Right Side Capital Management
Right Side Capital Management is a San Francisco pre-seed venture firm that writes tiny cheques into capital-efficient software startups. It is a generalist, not a water fund: only two of its 1,800-plus investments are water, GroGuru and Shower Stream. In August 2025 it closed its largest fund yet, the $55M Fund VI. (don't) Waste Water rates its water commitment Occasional.
Compiled by Antoine Walter, (don't) Waste Water, from official filings and direct intelligence in Leviathan.
The take
Right Side Capital Management runs one of the most prolific cheque-writing machines in US venture: a quantitative, data-driven model that backs capital-efficient software startups raising rounds of $500,000 or less, the tiny pre-seed deals (a company's very first outside money) that most institutional investors ignore.
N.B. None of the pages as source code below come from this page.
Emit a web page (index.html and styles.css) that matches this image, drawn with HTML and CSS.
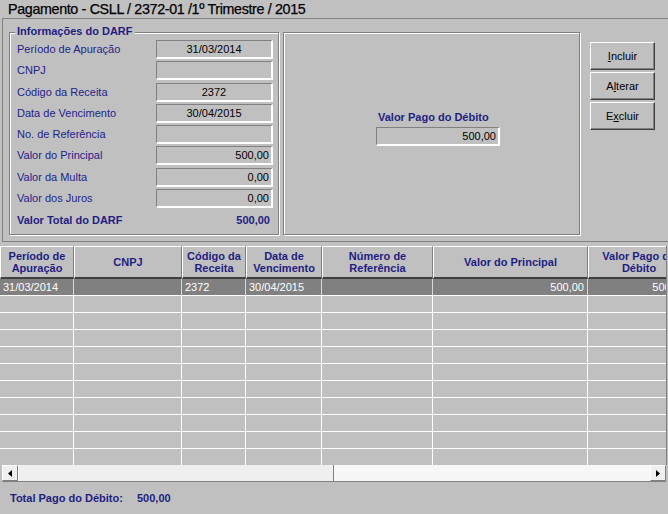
FILE: index.html
```html
<!DOCTYPE html>
<html lang="pt">
<head>
<meta charset="utf-8">
<title>Pagamento</title>
<link rel="stylesheet" href="styles.css">
</head>
<body>
<div class="title">Pagamento - CSLL / 2372-01 /1º Trimestre / 2015</div>
<div class="panel">
  <div class="group">
    <span class="legend">Informações do DARF</span>
    <div class="fields">
      <div class="frow"><span class="lbl">Período de Apuração</span><span class="box c">31/03/2014</span></div>
      <div class="frow"><span class="lbl">CNPJ</span><span class="box c"></span></div>
      <div class="frow"><span class="lbl">Código da Receita</span><span class="box c">2372</span></div>
      <div class="frow"><span class="lbl">Data de Vencimento</span><span class="box c">30/04/2015</span></div>
      <div class="frow"><span class="lbl">No. de Referência</span><span class="box c"></span></div>
      <div class="frow"><span class="lbl">Valor do Principal</span><span class="box r">500,00</span></div>
      <div class="frow"><span class="lbl">Valor da Multa</span><span class="box r">0,00</span></div>
      <div class="frow"><span class="lbl">Valor dos Juros</span><span class="box r">0,00</span></div>
    </div>
    <div class="total"><span>Valor Total do DARF</span><span>500,00</span></div>
  </div>
  <div class="pane">
    <div class="plbl">Valor Pago do Débito</div>
    <div class="box r pbox">500,00</div>
  </div>
  <div class="btns">
    <button class="btn"><u>I</u>ncluir</button>
    <button class="btn">A<u>l</u>terar</button>
    <button class="btn">E<u>x</u>cluir</button>
  </div>
</div>
<div class="grid">
  <div class="view">
    <div class="row head">
      <div class="hc">Período de Apuração</div>
      <div class="hc">CNPJ</div>
      <div class="hc">Código da Receita</div>
      <div class="hc">Data de Vencimento</div>
      <div class="hc">Número de Referência</div>
      <div class="hc">Valor do Principal</div>
      <div class="hc">Valor Pago do Débito</div>
    </div>
    <div class="body">
      <div class="row sel">
        <div class="dc">31/03/2014</div><div class="dc"></div><div class="dc">2372</div><div class="dc">30/04/2015</div><div class="dc"></div><div class="dc r">500,00</div><div class="dc r">500,00</div>
      </div>
      <div class="row"><div class="dc"></div><div class="dc"></div><div class="dc"></div><div class="dc"></div><div class="dc"></div><div class="dc"></div><div class="dc"></div></div>
      <div class="row"><div class="dc"></div><div class="dc"></div><div class="dc"></div><div class="dc"></div><div class="dc"></div><div class="dc"></div><div class="dc"></div></div>
      <div class="row"><div class="dc"></div><div class="dc"></div><div class="dc"></div><div class="dc"></div><div class="dc"></div><div class="dc"></div><div class="dc"></div></div>
      <div class="row"><div class="dc"></div><div class="dc"></div><div class="dc"></div><div class="dc"></div><div class="dc"></div><div class="dc"></div><div class="dc"></div></div>
      <div class="row"><div class="dc"></div><div class="dc"></div><div class="dc"></div><div class="dc"></div><div class="dc"></div><div class="dc"></div><div class="dc"></div></div>
      <div class="row"><div class="dc"></div><div class="dc"></div><div class="dc"></div><div class="dc"></div><div class="dc"></div><div class="dc"></div><div class="dc"></div></div>
      <div class="row"><div class="dc"></div><div class="dc"></div><div class="dc"></div><div class="dc"></div><div class="dc"></div><div class="dc"></div><div class="dc"></div></div>
      <div class="row"><div class="dc"></div><div class="dc"></div><div class="dc"></div><div class="dc"></div><div class="dc"></div><div class="dc"></div><div class="dc"></div></div>
      <div class="row"><div class="dc"></div><div class="dc"></div><div class="dc"></div><div class="dc"></div><div class="dc"></div><div class="dc"></div><div class="dc"></div></div>
      <div class="row"><div class="dc"></div><div class="dc"></div><div class="dc"></div><div class="dc"></div><div class="dc"></div><div class="dc"></div><div class="dc"></div></div>
    </div>
  </div>
  <div class="hscroll">
    <div class="sbtn"><svg width="4" height="7" viewBox="0 0 4 7"><polygon points="4,0 4,7 0,3.5" fill="#000"/></svg></div>
    <div class="thumb"></div>
    <div class="track"></div>
    <div class="sbtn"><svg width="4" height="7" viewBox="0 0 4 7"><polygon points="0,0 0,7 4,3.5" fill="#000"/></svg></div>
  </div>
</div>
<div class="footer">
  <span class="flbl">Total Pago do Débito:</span><span>500,00</span>
</div>
</body>
</html>
```
FILE: styles.css
```css
html, body {
  margin: 0;
  padding: 0;
}
body {
  width: 668px;
  height: 514px;
  overflow: hidden;
  background: #c0c0c0;
  font-family: "Liberation Sans", Arial, sans-serif;
  font-size: 11px;
  color: #000;
}
.title {
  height: 18px;
  line-height: 18px;
  padding-left: 8px;
  font-size: 14.3px;
  letter-spacing: -0.35px;
  color: #000;
  -webkit-text-stroke: 0.25px #000;
  white-space: nowrap;
}
.panel {
  box-sizing: border-box;
  margin-left: 2px;
  height: 224px;
  border-left: 1px solid #808080;
  border-top: 1px solid #808080;
  border-bottom: 1px solid #808080;
  padding: 13px 0 0 6px;
  display: flex;
  align-items: flex-start;
}
.group, .pane {
  box-sizing: border-box;
  height: 203px;
  border: 1px solid #808080;
  box-shadow: inset 1px 1px 0 #fff, 1px 1px 0 #fff;
}
.group {
  position: relative;
  width: 270px;
  padding: 7px 0 0 7px;
}
.legend {
  position: absolute;
  left: 5px;
  top: -9px;
  padding: 0 2px;
  background: #c0c0c0;
  line-height: 14px;
  font-weight: bold;
  color: #1e1e82;
}
.fields {
  display: flex;
  flex-direction: column;
}
.frow {
  display: flex;
  align-items: flex-start;
  height: 21.3px;
}
.lbl {
  width: 139px;
  line-height: 19px;
  color: #23238a;
}
.box {
  box-sizing: border-box;
  display: block;
  width: 117px;
  height: 19px;
  line-height: 16px;
  border-style: solid;
  border-width: 1px 2px 2px 1px;
  border-color: #808080 #fff #fff #808080;
  padding: 0 2px;
  color: #000;
  white-space: nowrap;
}
.box.c { text-align: center; }
.box.r { text-align: right; }
.total {
  display: flex;
  justify-content: space-between;
  width: 253px;
  margin-top: 0.6px;
  line-height: 19px;
  font-weight: bold;
  color: #1e1e82;
}
.pane {
  width: 297px;
  margin-left: 4px;
  padding: 77px 0 0 92px;
}
.plbl {
  line-height: 14px;
  padding-left: 2px;
  font-weight: bold;
  color: #1e1e82;
}
.pbox {
  width: 124px;
  margin-top: 3px;
}
.btns {
  display: flex;
  flex-direction: column;
  gap: 2px;
  margin: 10px 0 0 10px;
}
.btn {
  box-sizing: border-box;
  width: 65px;
  height: 28px;
  padding: 0;
  margin: 0;
  background: #c0c0c0;
  border-style: solid;
  border-width: 1px;
  border-color: #fff #404040 #404040 #fff;
  box-shadow: inset -1px -1px 0 #808080;
  font-family: "Liberation Sans", Arial, sans-serif;
  font-size: 11px;
  color: #000;
}
.grid {
  padding-top: 4px;
}
.view {
  width: 666px;
  height: 219px;
  overflow: hidden;
  border-right: 1px solid #808080;
}
.row {
  display: grid;
  grid-template-columns: 74px 108px 64px 76px 111px 155px 102px;
  width: 690px;
}
.hc {
  box-sizing: border-box;
  height: 33px;
  border-top: 1px solid #fff;
  border-left: 1px solid #fff;
  border-right: 1px solid #808080;
  border-bottom: 2px solid #404040;
  display: flex;
  align-items: center;
  justify-content: center;
  text-align: center;
  line-height: 12px;
  font-weight: bold;
  color: #1e1e82;
  padding: 0 2px;
}
.body {
  height: 186px;
  overflow: hidden;
}
.dc {
  box-sizing: border-box;
  height: 17px;
  line-height: 16px;
  border-right: 1px solid #fff;
  border-bottom: 1px solid #fff;
  padding: 0 3px;
  white-space: nowrap;
  overflow: hidden;
}
.dc.r { text-align: right; }
.sel .dc {
  background: #808080;
  color: #fff;
  border-right-color: #d8d8d8;
}
.hscroll {
  box-sizing: border-box;
  display: flex;
  width: 664px;
  height: 17px;
  margin-left: 2px;
  background: #f7f7f7;
  border-bottom: 1px solid #808080;
}
.sbtn {
  box-sizing: border-box;
  width: 16px;
  height: 16px;
  background: #f0f0f0;
  border-style: solid;
  border-width: 1px;
  border-color: #fff #808080 #808080 #fff;
  display: flex;
  align-items: center;
  justify-content: center;
}
.thumb {
  box-sizing: border-box;
  width: 316px;
  height: 16px;
  background: #efefef;
  border-left: 1px solid #fff;
  border-right: 1px solid #808080;
}
.track {
  flex: 1;
}
.footer {
  height: 32px;
  display: flex;
  align-items: center;
  padding-left: 10px;
  font-weight: bold;
  color: #1e1e82;
}
.flbl {
  width: 127px;
}
```
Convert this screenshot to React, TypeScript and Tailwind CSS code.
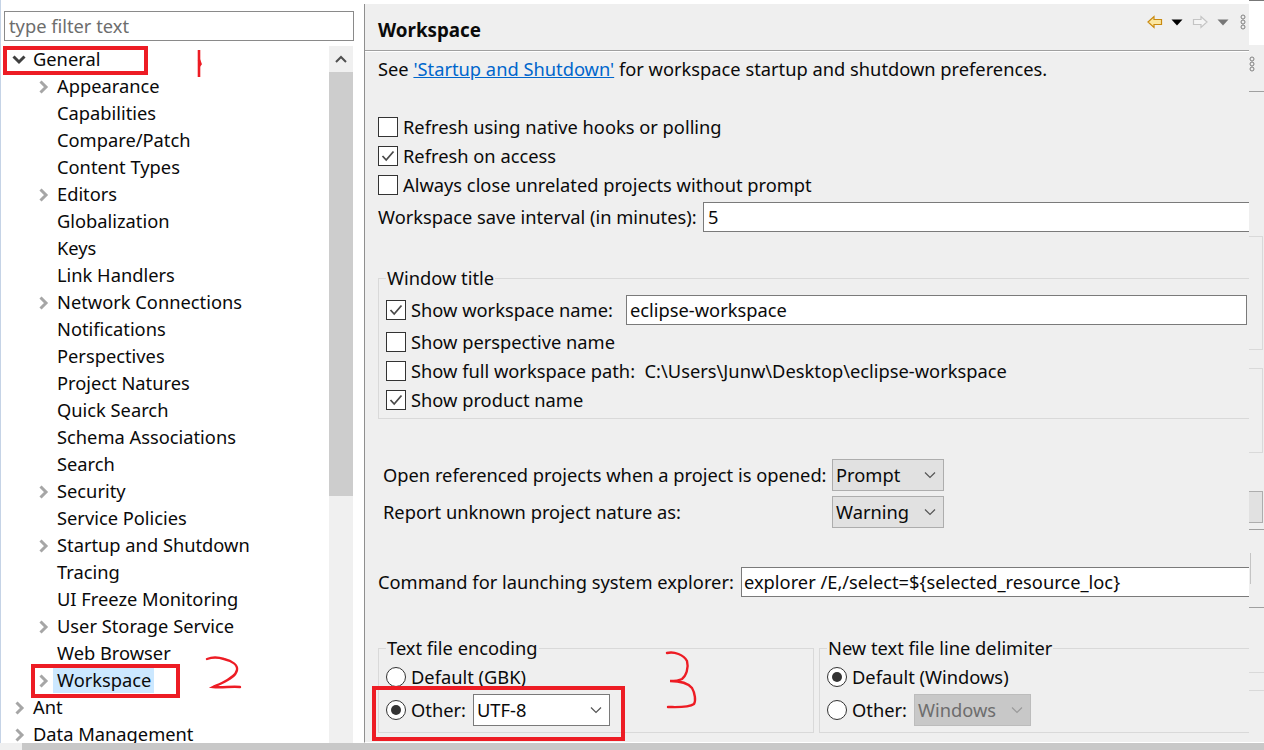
const treeItems: { label: string; indent: number; arrow?: 'right' | 'down'; selected?: boolean }[] = [
  { label: 'General', indent: 0, arrow: 'down' },
  { label: 'Appearance', indent: 1, arrow: 'right' },
  { label: 'Capabilities', indent: 1 },
  { label: 'Compare/Patch', indent: 1 },
  { label: 'Content Types', indent: 1 },
  { label: 'Editors', indent: 1, arrow: 'right' },
  { label: 'Globalization', indent: 1 },
  { label: 'Keys', indent: 1 },
  { label: 'Link Handlers', indent: 1 },
  { label: 'Network Connections', indent: 1, arrow: 'right' },
  { label: 'Notifications', indent: 1 },
  { label: 'Perspectives', indent: 1 },
  { label: 'Project Natures', indent: 1 },
  { label: 'Quick Search', indent: 1 },
  { label: 'Schema Associations', indent: 1 },
  { label: 'Search', indent: 1 },
  { label: 'Security', indent: 1, arrow: 'right' },
  { label: 'Service Policies', indent: 1 },
  { label: 'Startup and Shutdown', indent: 1, arrow: 'right' },
  { label: 'Tracing', indent: 1 },
  { label: 'UI Freeze Monitoring', indent: 1 },
  { label: 'User Storage Service', indent: 1, arrow: 'right' },
  { label: 'Web Browser', indent: 1 },
  { label: 'Workspace', indent: 1, arrow: 'right', selected: true },
  { label: 'Ant', indent: 0, arrow: 'right' },
  { label: 'Data Management', indent: 0, arrow: 'right' },
]

function TreeRow({ item }: { item: (typeof treeItems)[number] }) {
  return (
    <div className={item.indent ? 'flex h-[27px] shrink-0 items-center pl-[34px]' : 'flex h-[27px] shrink-0 items-center pl-[10px]'}>
      <span className="flex w-[18px] shrink-0 justify-center">
        {item.arrow === 'right' && (
          <svg width="12" height="14" viewBox="0 0 12 14" fill="none" stroke="#a6a6a6" strokeWidth="3">
            <path d="M2.5 1.5 L8 7 L2.5 12.5" />
          </svg>
        )}
        {item.arrow === 'down' && (
          <svg className="mr-[2px]" width="14" height="12" viewBox="0 0 14 12" fill="none" stroke="#404040" strokeWidth="3">
            <path d="M1.5 2.5 L7 8 L12.5 2.5" />
          </svg>
        )}
      </span>
      <span className={item.selected ? 'mb-[2px] bg-[#cce8ff] pl-[4px] pr-[3px] leading-[27px]' : 'mb-[2px] ml-[4px] leading-[27px]'}>
        {item.label}
      </span>
    </div>
  )
}

function Check({ checked }: { checked?: boolean }) {
  return (
    <span className="flex h-[20px] w-[20px] shrink-0 items-center justify-center border border-[#333333] bg-white">
      {checked && (
        <svg width="14" height="12" viewBox="0 0 14 12" fill="none" stroke="#4a4a4a" strokeWidth="1.8">
          <path d="M1.5 6 L5.2 10 L12.5 1.5" />
        </svg>
      )}
    </span>
  )
}

function Radio({ checked }: { checked?: boolean }) {
  return (
    <span className="flex h-[20px] w-[20px] shrink-0 items-center justify-center rounded-full border border-[#333333] bg-white">
      {checked && <span className="h-[10px] w-[10px] rounded-full bg-[#333333]" />}
    </span>
  )
}

function Chevron({ color = '#555555' }: { color?: string }) {
  return (
    <svg width="12" height="8" viewBox="0 0 12 8" fill="none" stroke={color} strokeWidth="1.2">
      <path d="M1 1.5 L6 6.5 L11 1.5" />
    </svg>
  )
}

function Combo({ value, width, tone = 'gray' }: { value: string; width: string; tone?: 'gray' | 'white' | 'disabled' }) {
  const toneClass =
    tone === 'white'
      ? 'border-[#7a7a7a] bg-white'
      : tone === 'disabled'
        ? 'border-[#bcbcbc] bg-[#c8c8c8] text-[#6d6d6d]'
        : 'border-[#adadad] bg-[#e1e1e1]'
  return (
    <div className={`flex h-[32px] shrink-0 items-center justify-between border pl-[3px] pr-[7px] ${width} ${toneClass}`}>
      <span>{value}</span>
      <Chevron color={tone === 'disabled' ? '#9a9a9a' : '#555555'} />
    </div>
  )
}

function Handwriting() {
  return (
    <>
      <svg className="absolute left-[190px] top-[46px]" width="20" height="34" viewBox="0 0 20 34" fill="none" stroke="#ed1c24" strokeWidth="2.6">
        <path d="M9 4 L9 31" />
        <path d="M9 14 L10.5 18 L9 20" />
      </svg>
      <svg className="absolute left-[200px] top-[650px]" width="50" height="44" viewBox="0 0 50 44" fill="none" stroke="#ed1c24" strokeWidth="2.4" strokeLinecap="round">
        <path d="M7 9 C12 7 18 7 24 9 C32 11 38 15 37 20 C36 26 28 30 22 33 C18 35 15 36 13 37 C22 38 32 36 40 37" />
      </svg>
      <svg className="absolute left-[660px] top-[646px]" width="44" height="68" viewBox="0 0 44 68" fill="none" stroke="#ed1c24" strokeWidth="2.4" strokeLinecap="round">
        <path d="M7 7 C14 5 24 9 27 15 C29 22 26 30 22 33 C18 35 12 35 10 35 C18 35 28 37 32 42 C35 47 36 55 34 58 C28 62 16 61 8 61" />
      </svg>
    </>
  )
}

export default function App() {
  return (
    <div className="relative flex h-[750px] w-[1264px] flex-col overflow-hidden bg-white font-['Noto_Sans','Open_Sans',sans-serif] text-[18.3px] text-[#0a0a0a]">
      <div className="flex min-h-0 flex-1">
        {/* preference tree */}
        <div className="flex h-full w-[353px] shrink-0 flex-col border-l border-[#c5d3e6] pl-[3px]">
          <div className="mt-[11px] flex h-[30px] w-[350px] shrink-0 items-center border border-[#8a8a8a] pl-[4px] text-[#6d6d6d]">
            type filter text
          </div>
          <div className="mt-[5px] flex min-h-0 flex-1">
            <div className="min-w-0 flex-1 overflow-hidden -ml-[3px]">
              <div className="flex flex-col whitespace-nowrap">
                {treeItems.map((item) => (
                  <TreeRow key={item.label} item={item} />
                ))}
              </div>
            </div>
            <div className="flex w-[24px] shrink-0 flex-col bg-[#f0f0f0]">
              <div className="flex h-[26px] items-center justify-center">
                <svg width="12" height="8" viewBox="0 0 12 8" fill="none" stroke="#505050" strokeWidth="2">
                  <path d="M1 7 L6 2 L11 7" />
                </svg>
              </div>
              <div className="h-[424px] bg-[#cdcdcd]" />
            </div>
          </div>
        </div>

        {/* sash */}
        <div className="w-[11px] shrink-0" />

        {/* preference page */}
        <div className="flex h-full w-[885px] shrink-0 flex-col overflow-hidden">
          <div className="h-[4px] shrink-0 bg-white" />
          <div className="flex min-h-0 flex-1 flex-col border-l border-b border-l-[#8f8f8f] border-b-white bg-[#efefef]">
            <div className="flex h-[47px] shrink-0 items-start justify-between border-b border-[#a0a0a0] pl-[13px] pr-[3px]">
              <span className="mt-[12px] text-[18.8px] font-bold leading-[28px]">Workspace</span>
              <div className="mt-[10px] flex items-center">
                <svg width="16" height="14" viewBox="0 0 16 14" fill="#fbe6a0" stroke="#c98a10" strokeWidth="1.2">
                  <path d="M1 7 L7 1.5 V4.5 H14.5 V9.5 H7 V12.5 Z" />
                </svg>
                <svg className="ml-[8px]" width="12" height="7" viewBox="0 0 12 7" fill="#000000">
                  <path d="M0.5 0.5 H11.5 L6 6.5 Z" />
                </svg>
                <svg className="ml-[9px]" width="16" height="14" viewBox="0 0 16 14" fill="#f5f5f5" stroke="#c4c4c4" strokeWidth="1.2">
                  <path d="M15 7 L9 1.5 V4.5 H1.5 V9.5 H9 V12.5 Z" />
                </svg>
                <svg className="ml-[9px]" width="12" height="7" viewBox="0 0 12 7" fill="#777777">
                  <path d="M0.5 0.5 H11.5 L6 6.5 Z" />
                </svg>
                <svg className="ml-[11px]" width="6" height="16" viewBox="0 0 6 16" fill="none" stroke="#808080" strokeWidth="1">
                  <circle cx="3" cy="3" r="2" />
                  <circle cx="3" cy="8" r="2" />
                  <circle cx="3" cy="13" r="2" />
                </svg>
              </div>
            </div>
            <div className="h-[1px] shrink-0 bg-white" />

            <div className="flex min-h-0 flex-1 flex-col overflow-hidden pl-[13px]">
              <div className="mt-[2px] flex h-[30px] shrink-0 items-center whitespace-pre">
                See <span className="text-[#0066cc] underline">'Startup and Shutdown'</span> for workspace startup and shutdown preferences.
              </div>

              <div className="mb-[1px] mt-[29px] flex h-[28px] shrink-0 items-center gap-[5px]"><Check /> Refresh using native hooks or polling</div>
              <div className="mb-[1px] flex h-[28px] shrink-0 items-center gap-[5px]"><Check checked /> Refresh on access</div>
              <div className="mb-[1px] flex h-[28px] shrink-0 items-center gap-[5px]"><Check /> Always close unrelated projects without prompt</div>
              <div className="mt-[2px] flex h-[30px] shrink-0 items-center whitespace-nowrap">
                <span className="w-[325px] shrink-0">Workspace save interval (in minutes):</span>
                <div className="flex h-[30px] w-[600px] shrink-0 items-center border border-[#7a7a7a] bg-white pl-[4px]">5</div>
              </div>

              {/* window title group */}
              <div className="relative mt-[46px] h-[141px] w-[872px] shrink-0 border-t border-l border-b border-[#d9d9d9] pl-[7px]">
                <span className="absolute left-[7px] top-[-15px] bg-[#efefef] px-[1px] leading-[27px]">Window title</span>
                <div className="mt-[16px] flex h-[30px] items-center gap-[5px] whitespace-nowrap">
                  <Check checked /> <span className="w-[210px]">Show workspace name:</span>
                  <div className="flex h-[30px] w-[621px] shrink-0 items-center border border-[#7a7a7a] bg-white pl-[3px]">eclipse-workspace</div>
                </div>
                <div className="mb-[1px] mt-[3px] flex h-[28px] items-center gap-[5px]"><Check /> Show perspective name</div>
                <div className="mb-[1px] flex h-[28px] items-center gap-[5px] whitespace-nowrap"><Check /> Show full workspace path:&nbsp; C:\Users\Junw\Desktop\eclipse-workspace</div>
                <div className="flex h-[28px] items-center gap-[5px]"><Check checked /> Show product name</div>
              </div>

              <div className="mt-[40px] flex h-[32px] shrink-0 items-center pl-[5px] whitespace-nowrap">
                <span className="w-[449px] shrink-0">Open referenced projects when a project is opened:</span>
                <Combo value="Prompt" width="w-[112px]" />
              </div>
              <div className="mt-[5px] flex h-[32px] shrink-0 items-center pl-[5px] whitespace-nowrap">
                <span className="w-[449px] shrink-0">Report unknown project nature as:</span>
                <Combo value="Warning" width="w-[112px]" />
              </div>

              <div className="mt-[39px] flex h-[30px] shrink-0 items-center whitespace-nowrap">
                <span className="w-[363px] shrink-0">Command for launching system explorer:</span>
                <div className="flex h-[30px] w-[520px] shrink-0 items-center border border-[#7a7a7a] bg-white pl-[2px]">explorer /E,/select=${'{'}selected_resource_loc{'}'}</div>
              </div>

              <div className="mt-[51px] flex shrink-0 gap-[5px]">
                <div className="relative h-[85px] w-[436px] shrink-0 border border-[#d9d9d9] pl-[7px]">
                  <span className="absolute left-[7px] top-[-15px] bg-[#efefef] px-[1px] leading-[27px]">Text file encoding</span>
                  <div className="mt-[18px] flex h-[20px] items-center gap-[5px]"><Radio /> Default (GBK)</div>
                  <div className="mt-[13px] flex h-[20px] items-center gap-[5px] whitespace-nowrap">
                    <Radio checked /> <span className="w-[57px]">Other:</span>
                    <Combo value="UTF-8" width="w-[137px]" tone="white" />
                  </div>
                </div>
                <div className="relative h-[85px] w-[445px] shrink-0 border border-[#d9d9d9] pl-[7px]">
                  <span className="absolute left-[7px] top-[-15px] bg-[#efefef] px-[1px] leading-[27px]">New text file line delimiter</span>
                  <div className="mt-[18px] flex h-[20px] items-center gap-[5px]"><Radio checked /> Default (Windows)</div>
                  <div className="mt-[13px] flex h-[20px] items-center gap-[5px] whitespace-nowrap">
                    <Radio /> <span className="w-[57px]">Other:</span>
                    <Combo value="Windows" width="w-[117px]" tone="disabled" />
                  </div>
                </div>
              </div>
            </div>
          </div>
        </div>

        {/* leftover strip on the right edge */}
        <div className="flex h-full w-[15px] shrink-0 flex-col border-b border-white bg-[#efefef]">
          <div className="h-[45px] shrink-0 border-t border-[#777777] bg-white" />
          <div className="mt-[11px] w-[6px]">
            <svg width="6" height="16" viewBox="0 0 6 16" fill="none" stroke="#808080" strokeWidth="1">
              <circle cx="3" cy="3" r="2" />
              <circle cx="3" cy="8" r="2" />
              <circle cx="3" cy="13" r="2" />
            </svg>
          </div>
          <div className="mt-[19px] h-[1px] shrink-0 bg-[#a0a0a0]" />
          <div className="mt-[144px] h-[114px] w-[14px] shrink-0 border-t border-r border-b border-[#d9d9d9]" />
          <div className="mt-[18px] h-[85px] w-[14px] shrink-0 border-t border-r border-b border-[#d9d9d9]" />
          <div className="mt-[38px] h-[32px] w-[14px] shrink-0 border-t border-r border-b border-[#adadad] bg-[#e1e1e1]" />
          <div className="mt-[6px] h-[1px] shrink-0 bg-[#a0a0a0]" />
          <div className="mt-[23px] h-[31px] w-[2px] shrink-0 border-r border-[#c4c4c4]" />
          <div className="mt-[23px] h-[1px] shrink-0 bg-[#a0a0a0]" />
          <div className="mt-[64px] h-[1px] shrink-0 bg-[#d9d9d9]" />
          <div className="mt-[17px] h-[1px] shrink-0 bg-[#d9d9d9]" />
        </div>
      </div>

      {/* bottom scrollbar */}
      <div className="h-[7px] shrink-0 bg-[#f0f0f0] pl-[22px]">
        <div className="h-full bg-[#c8c8c8]" />
      </div>

      {/* red markup drawn on top of the screenshot */}
      <div className="absolute left-[3px] top-[46px] h-[29px] w-[145px] border-[4.5px] border-[#ed1c24]" />
      <div className="absolute left-[31px] top-[664px] h-[34px] w-[149px] border-[4.5px] border-[#ed1c24]" />
      <div className="absolute left-[372px] top-[686px] h-[55px] w-[253px] border-[4.5px] border-[#ed1c24]" />
      <Handwriting />
    </div>
  )
}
As of August 2025 it had closed its largest fund to date, a $55 million Fund VI, half again the size of the fund before it, and TIME and Statista had named it one of America's top venture firms of 2025.
Water is not what Right Side Capital Management sets out to do. In my Leviathan database, which logs every water raise I can find, the firm shows up exactly twice across more than 1,800 investments: GroGuru, which buries soil-moisture sensors in fields and tells growers when and how much to irrigate, and Shower Stream, a retrofittable smart shower valve that trims the water and energy a hot shower wastes. Both are software-and-sensor efficiency plays rather than pipes in the ground, which is exactly where a capital-light pre-seed fund leans when it does wade into water.
For a founder building in water, Right Side Capital Management is best read as a fast, early, generalist yes rather than a water specialist. It writes the small first cheque, answers in about two business days, and has happily sat in rounds next to dedicated water investors like Burnt Island Ventures. But it has led none of its water rounds, so treat it as an early fellow-traveller, not the lead investor a water company anchors its round around.
Water Commitment Score
Compiled from official filings, third-party records, and direct intelligence from investors and founders, in Leviathan · recomputed monthly · as of Jun 2026.
How they invest
Portfolio · 2 water companies
Invests alongside
Highlighted = profiled on (don't) Waste Water.
Frequently asked
- What does Right Side Capital Management invest in?
- Right Side Capital Management invests broadly in capital-efficient, pre-seed technology startups, mostly software, across the US and Canada, not any single sector. Its water exposure is narrow: in the Leviathan database the firm backs just two water companies, soil-sensor startup GroGuru and smart-shower maker Shower Stream.
- What stage and check size does Right Side Capital Management invest at?
- Right Side Capital Management invests at pre-seed, a company's first outside money. By its own published criteria it backs post-revenue startups raising rounds of $500,000 or less and aims to answer founders in about two business days. It rarely leads, writing an early cheque alongside other investors.
- Who runs Right Side Capital Management?
- Right Side Capital Management is run by three co-founding Managing Directors, Kevin Dick, Dave Lambert and Jeff Pomeranz, seasoned technology operators who have built and backed companies since the 1990s. They sit alongside Venture Partner Curt Pabst and Growth Partner Paul Swiencicki on the firm's San Francisco team.
- Is Right Side Capital Management a water-focused fund?
- No. Right Side Capital Management is a generalist pre-seed technology investor, not a water specialist. Of its 1,800-plus investments, Leviathan tracks only two in water, GroGuru and Shower Stream. (don't) Waste Water rates its water commitment Occasional, reflecting two water companies across two deals and no rounds led.
- How many water companies has Right Side Capital Management backed?
- Right Side Capital Management has backed two water companies tracked by Leviathan: GroGuru, a soil-moisture and irrigation platform, and Shower Stream, a retrofittable IoT shower valve. The firm joined two water deals in total and led neither, which is why its water commitment is rated Occasional.